The screenplay is a real head-scratcher throughout. Some lines are invented from whole cloth—a fine choice, honestly, but I kept wondering why they kept any of the original text at all? The screenwriter (or director?) obviously found the Shakespeare lacking at so many points. Lines are altered, made (apparently) easier to understand (for whom? And really?). But why? Why does “the proud man’s contumely” need to be replaced by a newer phrase whereas “who would fardels bear” doesn’t? This happens dozens of times. Why replace one word or phrase but not another? Why change "when he himself might his quietus make with a bare bodkin" to "when he himself might his quiet end make with a dull dagger"? Is quiet end so much clearer to newer ears? It's not; it sounds just as weird.
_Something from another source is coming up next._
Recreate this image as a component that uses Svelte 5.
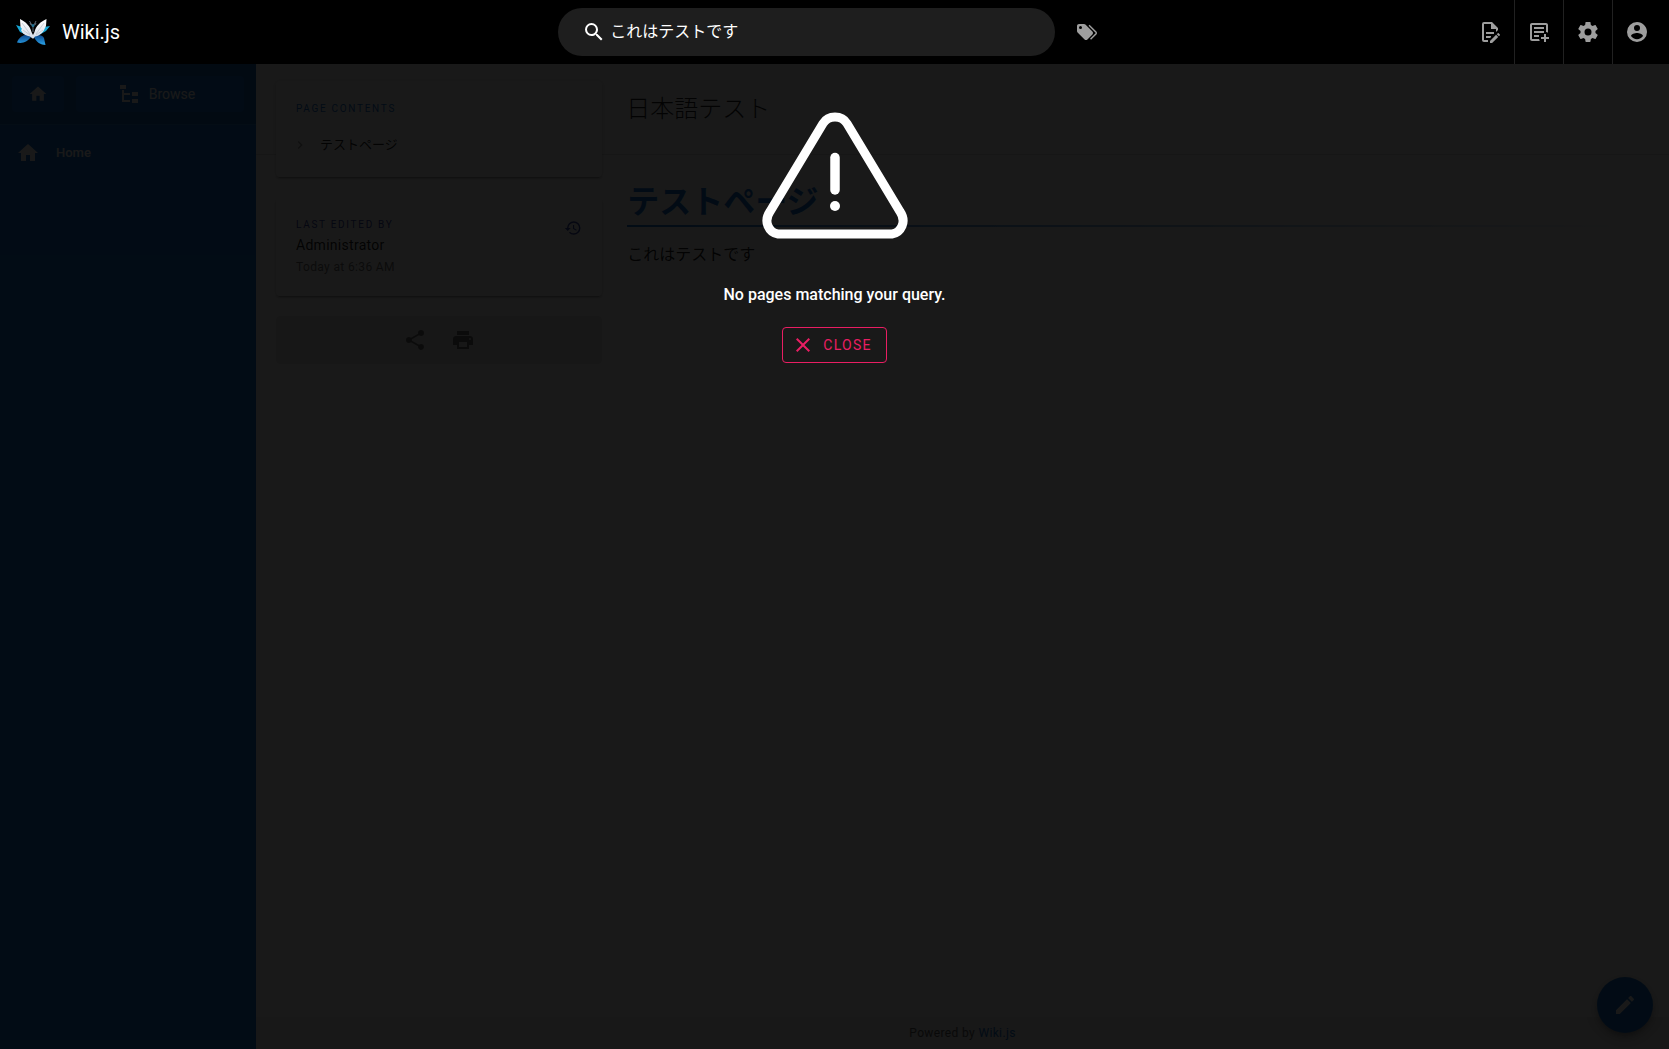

This 17th century language already doesn’t make any sense in 21st century English, so just commit to it! Or go ahead and rewrite the whole thing! Call it a translation. Set it in an England ruled by the formerly colonized. Or get a budget together and set it in the Mughal empire. Do anything you like! But this kind of patchwork Shakespeare, I find confusing. The new words don’t make the play any clearer, and to my own ears, these stray words that Shakespeare didn't write are constant reminders that what we are hearing isn’t actually the play at all. 

And don't get me started on the fact that they kept in the absurd "that's a fair thought to lie between maid's legs / Nothing" joke from act three. Why? Ahmed performs this (with the help of a phallus–microphone) with the kind of  hammy level of indication I'd expect in a first-year Shakespeare studio or a bad college production. Cringe-worthy stuff.

How does this Hamlet end, you ask? There’s no sword-fighting; Laertes and Hamlet just sort of look at each other and cry. There’s barely a confrontation! Why does Hamlet kill Laertes? I don’t get it. 

And then, of course, the film chooses as its final words… an invented non-Shakespearean line. And a very strange one at that: the king says "I loved your father". This is the most important line in the film? It's how Aneil Karia has decided to end things? Is the implication that perhaps the king didn't kill Hamlet's father after all? Are we supposed to be unsettled with ambiguity like with the ending of Lee Chang-dong's Burning? But if so, why has the king tried (successfully) to kill Hamlet? Why did he freak out during "The Mousetrap"? I just didn't understand this.

I wish they had just taken the entire text of Shakespeare’s play and given it a rewrite. Just make a whole new script; use the plot of Hamlet and make it do what you want it to do and do that well. Instead, we get a faux fidelity to the Shakespearean original that isn't faithful at all: a no-fear Shakespeare and a nearly incomprehensible plot.

04 April 2026

How to Make a Killing (2026)


John Patton Ford's movie should have been so much more fun. Zach Woods, Topher Grace, and Ed Harris seemed to know what movie they were in—and this was the real potential of How to Make a Killing: a series of hilarious and flamboyant heirs that our hero kills off in various humorous ways before he kills the big bad at the top.

Unfortunately that isn't how How to Make a Killing shakes out. Ford has overburdened his comedy-thriller with loads and loads of sentiment and moralizing. It felt like I was watching a movie made in the 1980s when Hollywood apparently thought that all of the capitalists who voted for Reagan need to be told that what "really matters" is family and having someone to love you, and that money isn't everything if you can't enjoy it. Giving this film a moral center corrupted this movie from the inside out.

But the real killer here is that How to Make a Killing just isn't very much fun despite the obviously winning presence of Glen Powell. Topher Grace and Zach Woods get some good laughs here, but although it was not his fault at all, this was a dreary Glen Powell vehicle and didn't live up to its considerable promise.

The Drama (2026)

Kristoffer Borgli's film is a romantic comedy, first and foremost. And it works very well as that, with plenty of laugh-out-loud moments. (Jeremy Levick had me cackling.)

The Drama tries for something more than this, though, and it mostly succeeds, skewering today’s culture of moral superiority. It also manages to be a really intriguing critique of our American eroticization and affection for guns and gun violence. I’m not sure the film does more than open these topics, but I guess I’m not sure it needs to. 

I certainly haven’t left a theatre talking with my companions quite this much in a while. It gave us lots to chew on: What would you do? How would you feel? Why didn't he recover more quickly? We would feel very differently if it was him and not her, wouldn't we? 

The one thing that I think we can all agree on is that Alana Haim’s character is the worst person—and the worst thing that character did is much worse than the worst thing anyone else did. I am of two minds about the horribleness of Alana Haim's character, though. On the one hand, it feels good to feel morally superior to her. She's just so awful, and so clearly in the wrong about everything. On the other, it seems to me that one of the film's central points is, perhaps, that we ought not to be so invested in moral superiority as such.

In any case, I quite enjoyed The Drama. It's worth seeing and it's worth talking about.